Ikken Yamamoto, who plays Takeshi, is a tallish, handsome dude. He doesn't look extremely Japanese, though there is at least one other gangster whose face is totally Caucasian, and he's not like that; but he's neutrally movie-star handsome. After Takeshi goes into successful operation, he starts looking posh, and one gangster wants to mimic his long elegant leather coat. Unfortunately, he has a criminal record, which includes jail time. This is one bar to his leaving crime behind or being accepted as trustworthy in business. It sticks to him. The other is that the ruling clan wants him. They have no intention of his being so successful and not getting a cut, and a mysterious organization headed by "J" gets involved in his business plan. Once the needle goes in it never comes out. Plus ça change. . . All the film's themes are neatly embodied in its central character.

Unfortunately like nearly any yakuza movie - except that other Takeshi's, Takeshi Kitano's - the simple English-titled Joint eventually becomes a bit overcomplicated when it gets involved in gang war. There is torture, there is assassination, and there is even a clan elder executing a disloyal reprobate up close with a long knife. There is also more fruit of the director's research: the social commentary of how immigrants are forced to engage in crime in Japan because legitimate breadwinning methods are often barred to them.

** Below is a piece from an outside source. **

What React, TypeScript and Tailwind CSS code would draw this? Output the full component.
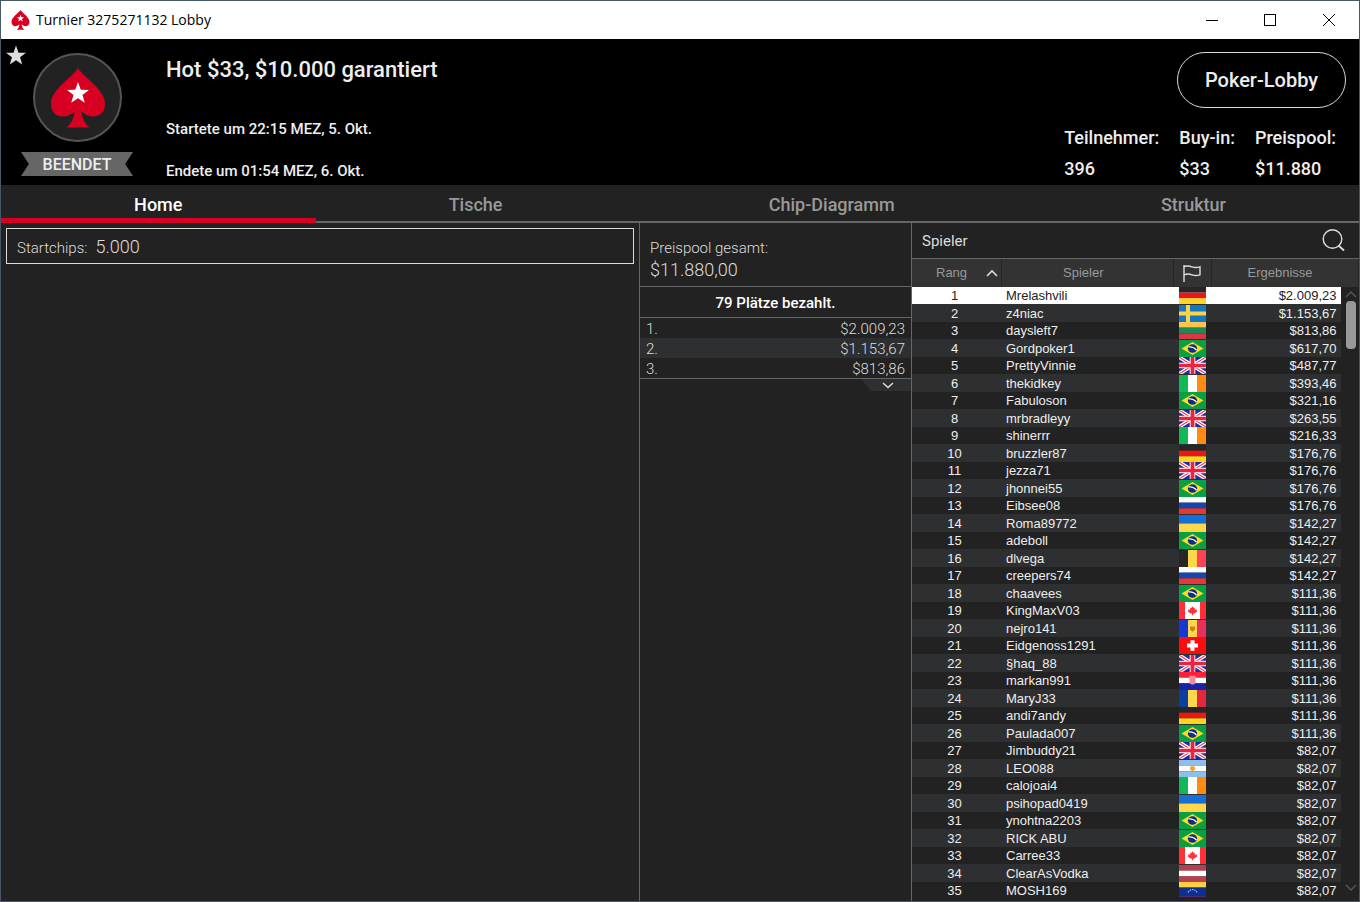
import { ReactNode } from "react";
import clsx from "clsx";

const tabs = ["Home", "Tische", "Chip-Diagramm", "Struktur"];

const facts = [
   { label: "Teilnehmer:", value: "396" },
   { label: "Buy-in:", value: "$33" },
   { label: "Preispool:", value: "$11.880" },
];

const prizes = ["$2.009,23", "$1.153,67", "$813,86"];

const players: [string, string, string][] = [
   ["Mrelashvili", "de", "$2.009,23"],
   ["z4niac", "se", "$1.153,67"],
   ["daysleft7", "lt", "$813,86"],
   ["Gordpoker1", "br", "$617,70"],
   ["PrettyVinnie", "gb", "$487,77"],
   ["thekidkey", "ie", "$393,46"],
   ["Fabuloson", "br", "$321,16"],
   ["mrbradleyy", "gb", "$263,55"],
   ["shinerrr", "ie", "$216,33"],
   ["bruzzler87", "de", "$176,76"],
   ["jezza71", "gb", "$176,76"],
   ["jhonnei55", "br", "$176,76"],
   ["Eibsee08", "ru", "$176,76"],
   ["Roma89772", "ua", "$142,27"],
   ["adeboll", "br", "$142,27"],
   ["dlvega", "be", "$142,27"],
   ["creepers74", "ru", "$142,27"],
   ["chaavees", "br", "$111,36"],
   ["KingMaxV03", "ca", "$111,36"],
   ["nejro141", "md", "$111,36"],
   ["Eidgenoss1291", "ch", "$111,36"],
   ["§haq_88", "gb", "$111,36"],
   ["markan991", "hr", "$111,36"],
   ["MaryJ33", "ro", "$111,36"],
   ["andi7andy", "de", "$111,36"],
   ["Paulada007", "br", "$111,36"],
   ["Jimbuddy21", "gb", "$82,07"],
   ["LEO088", "ar", "$82,07"],
   ["calojoai4", "ie", "$82,07"],
   ["psihopad0419", "ua", "$82,07"],
   ["ynohtna2203", "br", "$82,07"],
   ["RICK ABU", "br", "$82,07"],
   ["Carree33", "ca", "$82,07"],
   ["ClearAsVodka", "lv", "$82,07"],
   ["MOSH169", "ve", "$82,07"],
];

const rows = (...colors: string[]) =>
   colors.map((c, i) => (
      <rect key={i} y={(i * 18) / colors.length} width="27" height={18 / colors.length} fill={c} />
   ));

const cols = (...colors: string[]) =>
   colors.map((c, i) => <rect key={i} x={i * 9} width="9" height="18" fill={c} />);

const flags: Record<string, ReactNode> = {
   de: rows("#262626", "#ee1515", "#ffd520"),
   lt: rows("#ffc44d", "#1d8a55", "#dc3545"),
   ru: rows("#ffffff", "#0f47b5", "#e53935"),
   ua: rows("#176fd6", "#ffd84a"),
   ie: cols("#10b858", "#ffffff", "#ff8a14"),
   be: cols("#262626", "#ffd84a", "#ff4357"),
   ro: cols("#0a3fa0", "#ffd84a", "#e5263f"),
   md: (
      <>
         {cols("#1338d6", "#ffd84a", "#e8305a")}
         <path d="M11 7h5v3l-2.500 2.500L11 10z" fill="#d07a2a" />
      </>
   ),
   se: (
      <>
         <rect width="27" height="18" fill="#1577bd" />
         <path d="M7 0h4v18H7zM0 7h27v4H0z" fill="#ffd24a" />
      </>
   ),
   br: (
      <>
         <rect width="27" height="18" fill="#08a045" />
         <path d="M2.500 9 13.500 2l11 7-11 7z" fill="#ffda1f" />
         <circle cx="13.500" cy="9" r="4.600" fill="#0b2f80" />
         <path d="M9.500 7.300q5-.6 8 3.400" stroke="#fff" strokeWidth="1.300" fill="none" />
      </>
   ),
   gb: (
      <>
         <rect width="27" height="18" fill="#1f2aa3" />
         <path d="m0 0 27 18M27 0 0 18" stroke="#fff" strokeWidth="3.800" />
         <path d="m0 0 27 18M27 0 0 18" stroke="#f0455a" strokeWidth="1.200" />
         <path d="M13.500 0v18M0 9h27" stroke="#fff" strokeWidth="5.600" />
         <path d="M13.500 0v18M0 9h27" stroke="#ea2340" strokeWidth="3.800" />
      </>
   ),
   ca: (
      <>
         <rect width="27" height="18" fill="#fff" />
         <path d="M0 0h6v18H0zM21 0h6v18h-6z" fill="#ff3038" />
         <path
            d="m13.500 4.500 1.300 2 1.200-.6-.3 2.500 2.300-.9-.4 1.700.9.600-3 2.500h-1.500V14h-1v-1.700h-1.500l-3-2.500.9-.6-.4-1.700 2.300.9-.3-2.500 1.200.6z"
            fill="#ff3038"
         />
      </>
   ),
   ch: (
      <>
         <rect width="27" height="18" fill="#fb0d0d" />
         <path d="M11.500 3.500h4v3.500H19v4h-3.500v3.500h-4V11H8V7h3.500z" fill="#fff" />
      </>
   ),
   hr: (
      <>
         {rows("#ff2038", "#ffffff", "#1a22a8")}
         <path d="M10.500 4h6v8q-3 3-6 0z" fill="#f58a98" />
      </>
   ),
   ar: (
      <>
         {rows("#8cc0ec", "#ffffff", "#8cc0ec")}
         <circle cx="13.500" cy="9" r="2.600" fill="#eea63a" />
      </>
   ),
   lv: rows("#b8404c", "#ffffff", "#b8404c"),
   ve: (
      <>
         {rows("#ffd044", "#0a3190", "#d02040")}
         <rect y="6" width="27" height="9.500" fill="#0a3190" />
         <path d="M9 11q4.500-6 9 0" stroke="#a9b8e8" strokeWidth="1.200" strokeDasharray="1.500 1" fill="none" />
      </>
   ),
};

function Flag({ code }: { code: string }) {
   return (
      <svg
         viewBox="0 0 27 18"
         preserveAspectRatio="none"
         className="mx-auto block h-[17px] w-[27px]"
         role="img"
         aria-label={code}
      >
         {flags[code]}
      </svg>
   );
}

const STAR = "M0-10 2.400-3.200 9.500-3.100 3.900 1.300 5.900 8.100 0 4.100-5.900 8.100-3.900 1.300-9.500-3.100-2.400-3.200z";

function Spade({ className }: { className: string }) {
   return (
      <svg viewBox="0 0 54 60" className={className} aria-hidden="true">
         <path
            d="M27 0C33 10 54 21 54 36c0 8-5 12.500-12 12.500-5 0-8.500-2-11.500-5.500.5 7 3 12.500 8 16.500h-23c5-4 7.500-9.500 8-16.500-3 3.500-6.500 5.500-11.500 5.500C5 48.500 0 44 0 36 0 21 21 10 27 0z"
            fill="#d70022"
         />
         <path d={STAR} transform="translate(27 25.500) scale(1.150)" fill="#fff" />
      </svg>
   );
}

function TitleBar() {
   return (
      <div className="flex h-[38px] items-center bg-white pl-[10px] text-black">
         <Spade className="mr-[6px] h-5 w-[19px]" />
         <h1 className="flex-1 pb-[2px] font-['Open_Sans',sans-serif] text-[14px]">Turnier 3275271132 Lobby</h1>
         <div className="flex h-full">
            <button aria-label="Minimieren" className="grid w-[58px] place-items-center">
               <svg width="12" height="12" stroke="currentColor" fill="none" shapeRendering="crispEdges">
                  <path d="M0 6.500h12" />
               </svg>
            </button>
            <button aria-label="Maximieren" className="grid w-[58px] place-items-center">
               <svg width="12" height="12" stroke="currentColor" fill="none" shapeRendering="crispEdges">
                  <path d="M.5.500h11v11H.5z" />
               </svg>
            </button>
            <button aria-label="Schließen" className="grid w-[60px] place-items-center">
               <svg width="12" height="12" stroke="currentColor" fill="none">
                  <path d="m0 0 12 12M12 0 0 12" />
               </svg>
            </button>
         </div>
      </div>
   );
}

function Header() {
   return (
      <header className="relative flex h-[146px] bg-black font-medium text-[#eee]">
         <button aria-label="Favorit" className="absolute top-[6px] left-[4px]">
            <svg width="22" height="22" viewBox="-10.500 -10.500 21 21">
               <path d={STAR} fill="#ddd" />
            </svg>
         </button>
         <div className="flex w-[165px] flex-col pt-[14px] pl-5">
            <div className="ml-3 grid size-[89px] place-items-center rounded-full border-2 border-[#555] bg-[#222]">
               <Spade className="h-[60px] w-[54px]" />
            </div>
            <span className="mt-[10px] h-[24px] w-[112px] bg-[#666] text-center text-[16px] leading-[26px] [clip-path:polygon(0_0,100%_0,93%_50%,100%_100%,0_100%,7%_50%)]">
               BEENDET
            </span>
         </div>
         <div className="flex-1 pt-[19px]">
            <h2 className="text-[22px] leading-6">Hot $33, $10.000 garantiert</h2>
            <p className="mt-[37px] text-[15px] leading-5">Startete um 22:15 MEZ, 5. Okt.</p>
            <p className="mt-[22px] text-[15px] leading-5">Endete um 01:54 MEZ, 6. Okt.</p>
         </div>
         <div className="flex flex-col items-end pt-[13px] pr-[13px]">
            <button className="h-[56px] w-[169px] rounded-full border border-[#ddd] text-[20px]">
               Poker-Lobby
            </button>
            <dl className="mt-[14px] mr-[10px] flex gap-5 text-[18px] leading-[31px]">
               {facts.map(f => (
                  <div key={f.label}>
                     <dt>{f.label}</dt>
                     <dd>{f.value}</dd>
                  </div>
               ))}
            </dl>
         </div>
      </header>
   );
}

function Tabs() {
   return (
      <nav className="flex h-[38px] text-[18px] font-medium">
         {tabs.map((tab, i) => (
            <button
               key={tab}
               className={clsx(
                  "flex-auto",
                  i === 0
                     ? "border-b-[5px] border-[#d70022] pt-[6px] text-white"
                     : "border-b-2 border-[#666] pt-[2px] text-[#999]",
               )}
            >
               {tab}
            </button>
         ))}
      </nav>
   );
}

function PrizePool() {
   return (
      <section className="w-[273px] flex-none border-x border-[#666] text-[#ddd]">
         <div className="h-[64px] border-b border-[#666] pt-[14px] pl-[10px] leading-[22px] font-light">
            <p className="text-[15px]">Preispool gesamt:</p>
            <p className="text-[18px]">$11.880,00</p>
         </div>
         <h3 className="h-[31px] border-b border-[#666] text-center text-[15px] leading-[32px] font-medium text-white">
            79 Plätze bezahlt.
         </h3>
         <ol className="border-b border-[#666] text-[15px] leading-[22px] font-light">
            {prizes.map((prize, i) => (
               <li key={prize} className="flex h-5 justify-between px-[6px] even:bg-[#2d2f31]">
                  <span>{i + 1}.</span>
                  <span>{prize}</span>
               </li>
            ))}
         </ol>
         <button
            aria-label="Mehr anzeigen"
            className="ml-auto flex h-3 w-[50px] justify-center bg-[#2d2f31] pt-[3px] pl-1 [clip-path:polygon(0_0,100%_0,100%_100%,20%_100%)]"
         >
            <svg width="12" height="7" fill="none" stroke="#ddd" strokeWidth="1.400">
               <path d="m1 1 5 4.500L11 1" />
            </svg>
         </button>
      </section>
   );
}

function PlayerList() {
   return (
      <section className="flex w-[447px] flex-none flex-col pb-1">
         <div className="flex h-[36px] items-center justify-between border-b border-[#666] pr-[14px] pl-[10px] text-[#ddd]">
            <h3 className="pt-[2px] text-[15px]">Spieler</h3>
            <button aria-label="Suchen" className="pb-[2px]">
               <svg width="23" height="24" fill="none" stroke="#ddd" strokeWidth="1.400">
                  <circle cx="10.500" cy="11" r="9.300" />
                  <path d="m16.500 17.500 5.500 5" strokeWidth="1.800" />
               </svg>
            </button>
         </div>
         <div className="relative min-h-0 flex-1 overflow-hidden font-['Liberation_Sans',Arial,sans-serif]">
            <table className="w-full table-fixed border-collapse text-[13px]">
               <colgroup>
                  <col className="w-[89px]" />
                  <col />
                  <col className="w-[38px]" />
                  <col className="w-[130px]" />
                  <col className="w-[17px]" />
               </colgroup>
               <thead className="bg-[#333] text-[#999]">
                  <tr className="h-[28px] *:border-r *:border-[#262626] *:p-0 *:font-normal">
                     <th aria-sort="ascending">
                        <button className="flex w-full items-center justify-between pr-[3px] pl-6">
                           Rang
                           <svg width="12" height="8" fill="none" stroke="#ddd" strokeWidth="1.600">
                              <path d="m1 7 5-5 5 5" />
                           </svg>
                        </button>
                     </th>
                     <th>
                        <span className="pr-2">Spieler</span>
                     </th>
                     <th aria-label="Land">
                        <svg width="18" height="17" viewBox="0 0 18 17" className="mx-auto block" fill="none" stroke="#ddd" strokeWidth="1.400">
                           <path d="M1 0v17M1 1.500q4-1 8 .3t8 0v8q-4 1.500-8 0t-8 0" />
                        </svg>
                     </th>
                     <th colSpan={2}>
                        <span className="pr-[10px]">Ergebnisse</span>
                     </th>
                  </tr>
               </thead>
               <tbody>
                  {players.map(([name, country, prize], i) => (
                     <tr
                        key={name}
                        className={clsx(
                           "leading-[17px] *:p-0 odd:h-[17px] even:h-[18px]",
                           i === 0 ? "bg-white text-[#222]" : "text-[#eee] even:bg-[#2d2f31]",
                        )}
                     >
                        <td className="text-center">
                           <span className="pr-1">{i + 1}</span>
                        </td>
                        <td>
                           <span className="pl-[5px]">{name}</span>
                        </td>
                        <td>
                           <Flag code={country} />
                        </td>
                        <td className="text-right">
                           <span className="pr-[5px]">{prize}</span>
                        </td>
                        <td className="bg-[#222]" />
                     </tr>
                  ))}
               </tbody>
            </table>
            <div className="absolute top-[28px] right-0 bottom-0 flex w-[17px] flex-col items-center pt-[3px] pb-[5px]">
               <svg width="12" height="8" fill="none" stroke="#555" strokeWidth="1.500">
                  <path d="m1 7 5-5 5 5" />
               </svg>
               <div className="mt-[3px] h-[48px] w-[10px] rounded-[4px] bg-[#999]" />
               <svg width="12" height="8" fill="none" stroke="#555" strokeWidth="1.500" className="mt-auto">
                  <path d="m1 1 5 5 5-5" />
               </svg>
            </div>
         </div>
      </section>
   );
}

export default function App() {
   return (
      <div className="flex h-screen flex-col border border-[#44586a] bg-[#222] font-[Roboto,sans-serif]">
         <TitleBar />
         <Header />
         <Tabs />
         <main className="flex min-h-0 flex-1">
            <section className="min-w-0 flex-1 px-[5px] pt-[5px]">
               <p className="flex h-[36px] items-baseline gap-2 border border-[#ddd] pl-[10px] leading-[36px] font-light text-[#ddd]">
                  <span className="text-[15px]">Startchips:</span>
                  <span className="text-[18px]">5.000</span>
               </p>
            </section>
            <PrizePool />
            <PlayerList />
         </main>
      </div>
   );
}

One may be a bit confused by all the Korean that is spoken, with Japanese subtitles, seemingly as a secret language. It seems that at the end the clan has decided to "save" Takeshi by exiling him, providing him with a "clean" passport and packing him off to Korea - a cool new way of practicing the yakuza movie ritual of setting up for a sequel. Despite its more conventional latter half, Joint is an atmospheric, stylish, and original variation on the yakuza film by an interesting new director with an authoritative new star.

INTERVIEW with Oudai Kojima

Joint ジョイント (Jointo),118 mins., opened limited Nov. 15, 2020 in Tokyo. It was also shown and reviewed at the Osaka Asian Film Festival, Mar. 7, 2021. It was screened for this review as part of the 2021 NY Asian Film Festival (Aug. 6-22).